Building information modeling (BIM) is a process involving the generation and management of digital representations of physical and functional characteristics of places. Building information models (BIMs) are files (often but not always in proprietary formats and containing proprietary data) which can be exchanged or networked to support decision-making about a place. Current BIM software is used by individuals, businesses and government agencies who plan, design, construct, operate and maintain diverse physical infrastructures, such as water, waste water, electricity, gas, refuse and communication utilities, roads, bridges and ports, houses, apartments, schools and shops, offices, factories, warehouses and prisons.
BIM is a relatively new technology in an industry typically slow to adopt change. Yet many early adopters are confident that BIM will grow to play an even more crucial role in building documentation.
Proponents claim that BIM offers:
- Improved visualization
- Improved productivity due to easy retrieval of information
- Increased coordination of construction documents
- Embedding and linking of vital information such as vendors for specific materials, location of details and quantities required for estimation and tendering
- Increased speed of delivery
- Reduced costs
BIM also contains most of the data needed for building energy performance analysis. The building properties in BIM can be used to automatically create the input file for building energy simulation and save a significant amount of time and effort. Moreover, automation of this process reduce errors and mismatches in the building energy simulation process.
Green Building XML (gbXML) is an emerging schema, a subset of the Building Information Modeling efforts, focused on green building design and operation. gbXML is used as input in several energy simulation engines.
[39] With the development of modern computer technology, a large number of building energy simulation tools are available. When choosing which simulation tool to use, the user must consider the tool's accuracy and reliability, considering the building information they have at hand, which will serve as input for the tool.

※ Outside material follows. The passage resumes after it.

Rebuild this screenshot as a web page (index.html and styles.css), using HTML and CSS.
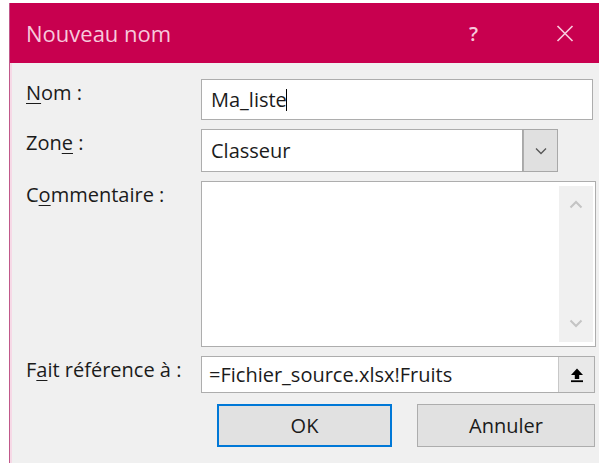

Yezioro, Dong and Leite developed an artificial intelligence approach towards assessing building performance simulation results and found that more detailed simulation tools have the best simulation performance in terms of heating and cooling electricity consumption within 3% of mean absolute error.
Explorations are underway to pair computer network users' personal, private and public authentication choices, geographic mapping systems and evolving cloud computing security architecture models, together, to offer customers of geospatial securitization services intuitive new ways to organize their personal, private and public applications and storage. For individuals, businesses and government authorities who generate and manage building information, new ways to discover, share and work on data, within the context of particular places on earth, will be offered. David Plager, AIA, conjectures that today's web will give way to tomorrow's geo-web where data will be structured first by place (e.g. a postal address) and then by space (Personal (one user), Private (a group of users) and Public (all users)).